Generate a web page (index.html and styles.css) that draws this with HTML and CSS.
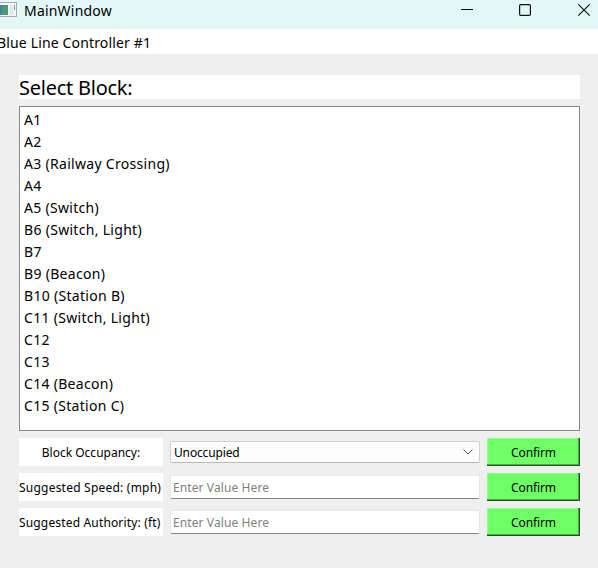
FILE: index.html
```html
<!DOCTYPE html>
<html lang="en">
<head>
<meta charset="utf-8">
<title>MainWindow</title>
<link rel="stylesheet" href="styles.css">
</head>
<body>
<div class="window">
  <header class="titlebar">
    <svg class="app-icon" width="17" height="15" viewBox="0 0 17 15">
      <rect x="-1" y=".5" width="17.5" height="14" fill="#f4f6f7" stroke="#a3a9ad"/>
      <rect x="0" y="3" width="8" height="10" fill="#477fa2"/>
      <rect x="2" y="4" width="6" height="9" fill="#4c9c72"/>
      <rect x="10" y="3" width="3" height="10" fill="#e3e6ea"/>
      <rect x="14" y="3" width="1" height="5" fill="#5aae9c"/>
    </svg>
    <span class="title">MainWindow</span>
    <svg class="controls" width="132" height="14" viewBox="0 0 132 14" fill="none" stroke="#111" stroke-width="1.2">
      <path d="M0 6.5h12" stroke-width="1"/>
      <rect x="58.6" y="1.6" width="10.8" height="10.8" rx="1.2"/>
      <path d="M117.3 1.3l11.4 11.4M128.7 1.3L117.3 12.7"/>
    </svg>
  </header>
  <div class="controller"><span>Blue Line Controller #1</span></div>
  <main class="content">
    <h1 class="heading">Select Block:</h1>
    <ul class="blocks">
      <li>A1</li>
      <li>A2</li>
      <li>A3 (Railway Crossing)</li>
      <li>A4</li>
      <li>A5 (Switch)</li>
      <li>B6 (Switch, Light)</li>
      <li>B7</li>
      <li>B9 (Beacon)</li>
      <li>B10 (Station B)</li>
      <li>C11 (Switch, Light)</li>
      <li>C12</li>
      <li>C13</li>
      <li>C14 (Beacon)</li>
      <li>C15 (Station C)</li>
    </ul>
    <div class="form">
      <div class="label occupancy">Block Occupancy:</div>
      <div class="combo"><span>Unoccupied</span>
        <svg width="10" height="6" viewBox="0 0 10 6" fill="none" stroke="#555"><path d="M.5.5L5 5 9.5.5"/></svg>
      </div>
      <button class="confirm">Confirm</button>
      <div class="label speed">Suggested Speed: (mph)</div>
      <input class="field" placeholder="Enter Value Here">
      <button class="confirm">Confirm</button>
      <div class="label authority">Suggested Authority: (ft)</div>
      <input class="field" placeholder="Enter Value Here">
      <button class="confirm">Confirm</button>
    </div>
  </main>
</div>
</body>
</html>
```
FILE: styles.css
```css
* { box-sizing: border-box; }
body {
  margin: 0;
  background: #efefef;
  color: #000;
  font-family: "Noto Sans", sans-serif;
  overflow: hidden;
}
.window { width: 598px; height: 568px; }
.titlebar {
  display: flex;
  height: 29px;
  background: #e3f8f6;
}
.app-icon { margin-top: 2px; }
.title {
  margin-left: 7px;
  font-size: 14px;
  line-height: 22px;
  letter-spacing: 0.2px;
}
.controls { margin: 3px 5px 0 auto; }
.controller {
  height: 25px;
  background: #fff;
  font-size: 14px;
  line-height: 27px;
  letter-spacing: 0.15px;
}
.controller span { margin-left: -3px; }
.content { padding: 21px 18px 0 19px; }
.heading {
  margin: 0 0 7px;
  height: 24px;
  background: #fff;
  font-size: 20px;
  font-weight: 400;
  line-height: 25px;
  letter-spacing: -0.25px;
}
.blocks {
  margin: 0 0 7px;
  padding: 2px 4px;
  height: 325px;
  border: 1px solid #828790;
  background: #fff;
  list-style: none;
  font-size: 14px;
  line-height: 22px;
  letter-spacing: 0.3px;
}
.form {
  display: grid;
  grid-template-columns: 144px 310px 93px;
  grid-auto-rows: 28px;
  gap: 7px;
  align-items: center;
  font-size: 12px;
}
.label {
  height: 28px;
  background: #fff;
  line-height: 29px;
  white-space: nowrap;
}
.occupancy { text-align: center; }
.speed { letter-spacing: 0.22px; }
.authority { letter-spacing: 0.16px; }
.combo {
  display: flex;
  align-items: center;
  justify-content: space-between;
  height: 22px;
  padding: 0 6px 0 3px;
  border: 1px solid #d0d0d0;
  border-bottom-color: #b8b8b8;
  border-radius: 2px;
  background: #fdfdfd;
  letter-spacing: -0.15px;
}
.field {
  height: 24px;
  padding: 1px 2px 0;
  border: 1px solid #e8e8e8;
  border-bottom-color: #868686;
  border-radius: 2px;
  outline: 0;
  background: #fff;
  font: inherit;
  letter-spacing: 0.1px;
}
.field::placeholder { color: #7f7f7f; opacity: 1; }
.confirm {
  height: 28px;
  padding: 1px 0 0;
  border: 0;
  background: #6eff66;
  box-shadow: inset -1px -1px #225022, inset -2px -2px #46a843, inset 1px 1px #8cff86;
  color: #000;
  font: inherit;
  letter-spacing: -0.1px;
}
```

* * * *

§ **WHAT YOU SHOULD DO**
Tell how many lines in the material contain the word "index". Only the number is wanted.

§ **THE COMPLETED TASK**
2